** start DATA TO PROCESS **

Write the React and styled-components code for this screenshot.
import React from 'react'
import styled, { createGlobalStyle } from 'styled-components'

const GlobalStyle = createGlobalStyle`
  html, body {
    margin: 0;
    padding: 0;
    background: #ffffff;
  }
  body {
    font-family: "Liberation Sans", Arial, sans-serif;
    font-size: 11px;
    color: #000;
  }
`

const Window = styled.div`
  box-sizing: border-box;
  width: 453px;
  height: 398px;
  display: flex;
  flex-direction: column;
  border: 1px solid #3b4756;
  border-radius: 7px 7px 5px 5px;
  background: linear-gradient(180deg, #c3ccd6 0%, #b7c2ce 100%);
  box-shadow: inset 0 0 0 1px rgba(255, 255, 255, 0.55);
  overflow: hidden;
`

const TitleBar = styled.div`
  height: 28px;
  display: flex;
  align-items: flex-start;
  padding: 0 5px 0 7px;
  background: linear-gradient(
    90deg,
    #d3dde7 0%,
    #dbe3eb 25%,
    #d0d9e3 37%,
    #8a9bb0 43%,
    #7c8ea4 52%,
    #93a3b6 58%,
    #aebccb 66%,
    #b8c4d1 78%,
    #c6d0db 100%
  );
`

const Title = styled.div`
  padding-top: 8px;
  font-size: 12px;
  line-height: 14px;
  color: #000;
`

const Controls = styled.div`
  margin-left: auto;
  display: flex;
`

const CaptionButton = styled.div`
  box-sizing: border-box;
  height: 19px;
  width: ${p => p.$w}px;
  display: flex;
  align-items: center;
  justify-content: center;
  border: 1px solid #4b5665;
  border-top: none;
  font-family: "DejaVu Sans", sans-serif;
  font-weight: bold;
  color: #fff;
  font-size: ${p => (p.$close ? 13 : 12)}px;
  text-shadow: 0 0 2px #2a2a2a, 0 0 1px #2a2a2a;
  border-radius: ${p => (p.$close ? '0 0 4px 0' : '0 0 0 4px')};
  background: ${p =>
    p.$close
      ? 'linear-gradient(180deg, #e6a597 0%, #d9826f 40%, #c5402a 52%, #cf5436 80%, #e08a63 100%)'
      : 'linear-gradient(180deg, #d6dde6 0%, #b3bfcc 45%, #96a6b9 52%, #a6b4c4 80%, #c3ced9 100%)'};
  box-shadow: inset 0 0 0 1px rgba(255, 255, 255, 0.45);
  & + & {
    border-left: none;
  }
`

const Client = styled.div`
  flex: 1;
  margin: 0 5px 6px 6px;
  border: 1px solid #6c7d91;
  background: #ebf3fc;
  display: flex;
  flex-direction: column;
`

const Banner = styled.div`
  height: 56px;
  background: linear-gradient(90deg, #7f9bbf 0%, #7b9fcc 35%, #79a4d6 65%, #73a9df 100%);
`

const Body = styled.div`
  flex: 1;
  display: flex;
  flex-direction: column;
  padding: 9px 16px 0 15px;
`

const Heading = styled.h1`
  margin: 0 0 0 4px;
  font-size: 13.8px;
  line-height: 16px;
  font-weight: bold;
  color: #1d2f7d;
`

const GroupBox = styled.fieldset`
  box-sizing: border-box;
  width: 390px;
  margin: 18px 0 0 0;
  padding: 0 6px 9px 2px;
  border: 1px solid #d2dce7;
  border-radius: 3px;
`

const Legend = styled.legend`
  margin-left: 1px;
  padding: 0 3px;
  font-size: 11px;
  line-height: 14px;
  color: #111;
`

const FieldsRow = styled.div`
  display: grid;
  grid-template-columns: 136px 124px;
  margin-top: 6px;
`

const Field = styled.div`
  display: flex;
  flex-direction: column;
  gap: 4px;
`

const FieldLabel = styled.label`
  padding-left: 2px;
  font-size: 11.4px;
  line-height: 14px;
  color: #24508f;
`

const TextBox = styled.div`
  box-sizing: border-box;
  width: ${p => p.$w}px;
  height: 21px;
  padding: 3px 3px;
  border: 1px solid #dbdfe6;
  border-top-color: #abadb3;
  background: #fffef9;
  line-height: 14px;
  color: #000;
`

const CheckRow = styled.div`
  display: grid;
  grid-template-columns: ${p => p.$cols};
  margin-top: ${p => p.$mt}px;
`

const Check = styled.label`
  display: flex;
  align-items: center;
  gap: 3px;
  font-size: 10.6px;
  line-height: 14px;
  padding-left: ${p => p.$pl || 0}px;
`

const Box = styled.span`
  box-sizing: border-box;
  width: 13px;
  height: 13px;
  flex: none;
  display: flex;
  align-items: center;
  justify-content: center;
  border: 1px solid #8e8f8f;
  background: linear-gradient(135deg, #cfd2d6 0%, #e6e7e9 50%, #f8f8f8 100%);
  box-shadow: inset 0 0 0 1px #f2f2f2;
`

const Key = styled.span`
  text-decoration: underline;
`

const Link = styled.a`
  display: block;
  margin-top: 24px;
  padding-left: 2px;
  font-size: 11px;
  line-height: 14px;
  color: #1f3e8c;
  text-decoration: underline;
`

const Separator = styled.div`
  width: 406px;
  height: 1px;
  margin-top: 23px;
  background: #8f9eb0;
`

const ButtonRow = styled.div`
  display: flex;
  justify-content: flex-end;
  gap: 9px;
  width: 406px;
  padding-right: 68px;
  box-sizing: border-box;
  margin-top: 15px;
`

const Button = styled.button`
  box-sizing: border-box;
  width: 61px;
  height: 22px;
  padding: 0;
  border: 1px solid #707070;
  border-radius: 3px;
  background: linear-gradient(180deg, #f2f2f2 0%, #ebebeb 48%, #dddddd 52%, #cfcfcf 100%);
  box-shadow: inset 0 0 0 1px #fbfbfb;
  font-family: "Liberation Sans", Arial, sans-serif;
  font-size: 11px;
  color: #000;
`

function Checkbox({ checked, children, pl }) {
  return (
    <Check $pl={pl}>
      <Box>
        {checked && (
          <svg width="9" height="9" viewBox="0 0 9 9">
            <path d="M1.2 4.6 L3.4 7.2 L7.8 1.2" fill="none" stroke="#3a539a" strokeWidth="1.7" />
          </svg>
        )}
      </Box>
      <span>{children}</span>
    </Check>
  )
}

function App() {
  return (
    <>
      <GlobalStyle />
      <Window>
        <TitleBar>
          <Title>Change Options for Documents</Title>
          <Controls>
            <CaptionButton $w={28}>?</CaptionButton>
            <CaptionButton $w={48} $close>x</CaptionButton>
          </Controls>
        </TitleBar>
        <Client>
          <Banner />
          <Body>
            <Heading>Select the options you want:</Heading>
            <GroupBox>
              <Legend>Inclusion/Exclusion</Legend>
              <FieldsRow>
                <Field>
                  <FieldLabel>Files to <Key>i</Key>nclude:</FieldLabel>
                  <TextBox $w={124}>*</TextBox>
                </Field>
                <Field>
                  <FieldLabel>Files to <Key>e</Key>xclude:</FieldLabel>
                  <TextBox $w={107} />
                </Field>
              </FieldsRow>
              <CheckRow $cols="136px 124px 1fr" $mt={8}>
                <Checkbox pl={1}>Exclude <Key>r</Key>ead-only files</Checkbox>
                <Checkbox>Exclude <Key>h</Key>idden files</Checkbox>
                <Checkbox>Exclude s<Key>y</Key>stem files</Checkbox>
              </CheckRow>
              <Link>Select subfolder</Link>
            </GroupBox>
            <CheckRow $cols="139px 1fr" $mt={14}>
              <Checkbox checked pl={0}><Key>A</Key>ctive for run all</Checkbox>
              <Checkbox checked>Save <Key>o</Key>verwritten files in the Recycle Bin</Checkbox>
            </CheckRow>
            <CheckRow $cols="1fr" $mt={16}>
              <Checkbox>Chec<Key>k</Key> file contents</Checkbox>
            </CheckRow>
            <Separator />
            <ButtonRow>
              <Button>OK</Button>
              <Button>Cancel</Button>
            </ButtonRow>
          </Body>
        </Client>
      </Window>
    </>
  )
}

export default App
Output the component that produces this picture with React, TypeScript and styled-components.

** end DATA TO PROCESS **

Nothing in the listing may be changed; retype it all exactly.

Write the React and styled-components code for this screenshot.
import React from 'react'
import styled, { createGlobalStyle } from 'styled-components'

const GlobalStyle = createGlobalStyle`
  html, body {
    margin: 0;
    padding: 0;
    background: #ffffff;
  }
  body {
    font-family: "Liberation Sans", Arial, sans-serif;
    font-size: 11px;
    color: #000;
  }
`

const Window = styled.div`
  box-sizing: border-box;
  width: 453px;
  height: 398px;
  display: flex;
  flex-direction: column;
  border: 1px solid #3b4756;
  border-radius: 7px 7px 5px 5px;
  background: linear-gradient(180deg, #c3ccd6 0%, #b7c2ce 100%);
  box-shadow: inset 0 0 0 1px rgba(255, 255, 255, 0.55);
  overflow: hidden;
`

const TitleBar = styled.div`
  height: 28px;
  display: flex;
  align-items: flex-start;
  padding: 0 5px 0 7px;
  background: linear-gradient(
    90deg,
    #d3dde7 0%,
    #dbe3eb 25%,
    #d0d9e3 37%,
    #8a9bb0 43%,
    #7c8ea4 52%,
    #93a3b6 58%,
    #aebccb 66%,
    #b8c4d1 78%,
    #c6d0db 100%
  );
`

const Title = styled.div`
  padding-top: 8px;
  font-size: 12px;
  line-height: 14px;
  color: #000;
`

const Controls = styled.div`
  margin-left: auto;
  display: flex;
`

const CaptionButton = styled.div`
  box-sizing: border-box;
  height: 19px;
  width: ${p => p.$w}px;
  display: flex;
  align-items: center;
  justify-content: center;
  border: 1px solid #4b5665;
  border-top: none;
  font-family: "DejaVu Sans", sans-serif;
  font-weight: bold;
  color: #fff;
  font-size: ${p => (p.$close ? 13 : 12)}px;
  text-shadow: 0 0 2px #2a2a2a, 0 0 1px #2a2a2a;
  border-radius: ${p => (p.$close ? '0 0 4px 0' : '0 0 0 4px')};
  background: ${p =>
    p.$close
      ? 'linear-gradient(180deg, #e6a597 0%, #d9826f 40%, #c5402a 52%, #cf5436 80%, #e08a63 100%)'
      : 'linear-gradient(180deg, #d6dde6 0%, #b3bfcc 45%, #96a6b9 52%, #a6b4c4 80%, #c3ced9 100%)'};
  box-shadow: inset 0 0 0 1px rgba(255, 255, 255, 0.45);
  & + & {
    border-left: none;
  }
`

const Client = styled.div`
  flex: 1;
  margin: 0 5px 6px 6px;
  border: 1px solid #6c7d91;
  background: #ebf3fc;
  display: flex;
  flex-direction: column;
`

const Banner = styled.div`
  height: 56px;
  background: linear-gradient(90deg, #7f9bbf 0%, #7b9fcc 35%, #79a4d6 65%, #73a9df 100%);
`

const Body = styled.div`
  flex: 1;
  display: flex;
  flex-direction: column;
  padding: 9px 16px 0 15px;
`

const Heading = styled.h1`
  margin: 0 0 0 4px;
  font-size: 13.8px;
  line-height: 16px;
  font-weight: bold;
  color: #1d2f7d;
`

const GroupBox = styled.fieldset`
  box-sizing: border-box;
  width: 390px;
  margin: 18px 0 0 0;
  padding: 0 6px 9px 2px;
  border: 1px solid #d2dce7;
  border-radius: 3px;
`

const Legend = styled.legend`
  margin-left: 1px;
  padding: 0 3px;
  font-size: 11px;
  line-height: 14px;
  color: #111;
`

const FieldsRow = styled.div`
  display: grid;
  grid-template-columns: 136px 124px;
  margin-top: 6px;
`

const Field = styled.div`
  display: flex;
  flex-direction: column;
  gap: 4px;
`

const FieldLabel = styled.label`
  padding-left: 2px;
  font-size: 11.4px;
  line-height: 14px;
  color: #24508f;
`

const TextBox = styled.div`
  box-sizing: border-box;
  width: ${p => p.$w}px;
  height: 21px;
  padding: 3px 3px;
  border: 1px solid #dbdfe6;
  border-top-color: #abadb3;
  background: #fffef9;
  line-height: 14px;
  color: #000;
`

const CheckRow = styled.div`
  display: grid;
  grid-template-columns: ${p => p.$cols};
  margin-top: ${p => p.$mt}px;
`

const Check = styled.label`
  display: flex;
  align-items: center;
  gap: 3px;
  font-size: 10.6px;
  line-height: 14px;
  padding-left: ${p => p.$pl || 0}px;
`

const Box = styled.span`
  box-sizing: border-box;
  width: 13px;
  height: 13px;
  flex: none;
  display: flex;
  align-items: center;
  justify-content: center;
  border: 1px solid #8e8f8f;
  background: linear-gradient(135deg, #cfd2d6 0%, #e6e7e9 50%, #f8f8f8 100%);
  box-shadow: inset 0 0 0 1px #f2f2f2;
`

const Key = styled.span`
  text-decoration: underline;
`

const Link = styled.a`
  display: block;
  margin-top: 24px;
  padding-left: 2px;
  font-size: 11px;
  line-height: 14px;
  color: #1f3e8c;
  text-decoration: underline;
`

const Separator = styled.div`
  width: 406px;
  height: 1px;
  margin-top: 23px;
  background: #8f9eb0;
`

const ButtonRow = styled.div`
  display: flex;
  justify-content: flex-end;
  gap: 9px;
  width: 406px;
  padding-right: 68px;
  box-sizing: border-box;
  margin-top: 15px;
`

const Button = styled.button`
  box-sizing: border-box;
  width: 61px;
  height: 22px;
  padding: 0;
  border: 1px solid #707070;
  border-radius: 3px;
  background: linear-gradient(180deg, #f2f2f2 0%, #ebebeb 48%, #dddddd 52%, #cfcfcf 100%);
  box-shadow: inset 0 0 0 1px #fbfbfb;
  font-family: "Liberation Sans", Arial, sans-serif;
  font-size: 11px;
  color: #000;
`

function Checkbox({ checked, children, pl }) {
  return (
    <Check $pl={pl}>
      <Box>
        {checked && (
          <svg width="9" height="9" viewBox="0 0 9 9">
            <path d="M1.2 4.6 L3.4 7.2 L7.8 1.2" fill="none" stroke="#3a539a" strokeWidth="1.7" />
          </svg>
        )}
      </Box>
      <span>{children}</span>
    </Check>
  )
}

function App() {
  return (
    <>
      <GlobalStyle />
      <Window>
        <TitleBar>
          <Title>Change Options for Documents</Title>
          <Controls>
            <CaptionButton $w={28}>?</CaptionButton>
            <CaptionButton $w={48} $close>x</CaptionButton>
          </Controls>
        </TitleBar>
        <Client>
          <Banner />
          <Body>
            <Heading>Select the options you want:</Heading>
            <GroupBox>
              <Legend>Inclusion/Exclusion</Legend>
              <FieldsRow>
                <Field>
                  <FieldLabel>Files to <Key>i</Key>nclude:</FieldLabel>
                  <TextBox $w={124}>*</TextBox>
                </Field>
                <Field>
                  <FieldLabel>Files to <Key>e</Key>xclude:</FieldLabel>
                  <TextBox $w={107} />
                </Field>
              </FieldsRow>
              <CheckRow $cols="136px 124px 1fr" $mt={8}>
                <Checkbox pl={1}>Exclude <Key>r</Key>ead-only files</Checkbox>
                <Checkbox>Exclude <Key>h</Key>idden files</Checkbox>
                <Checkbox>Exclude s<Key>y</Key>stem files</Checkbox>
              </CheckRow>
              <Link>Select subfolder</Link>
            </GroupBox>
            <CheckRow $cols="139px 1fr" $mt={14}>
              <Checkbox checked pl={0}><Key>A</Key>ctive for run all</Checkbox>
              <Checkbox checked>Save <Key>o</Key>verwritten files in the Recycle Bin</Checkbox>
            </CheckRow>
            <CheckRow $cols="1fr" $mt={16}>
              <Checkbox>Chec<Key>k</Key> file contents</Checkbox>
            </CheckRow>
            <Separator />
            <ButtonRow>
              <Button>OK</Button>
              <Button>Cancel</Button>
            </ButtonRow>
          </Body>
        </Client>
      </Window>
    </>
  )
}

export default App
Output the component that produces this picture with React, TypeScript and styled-components.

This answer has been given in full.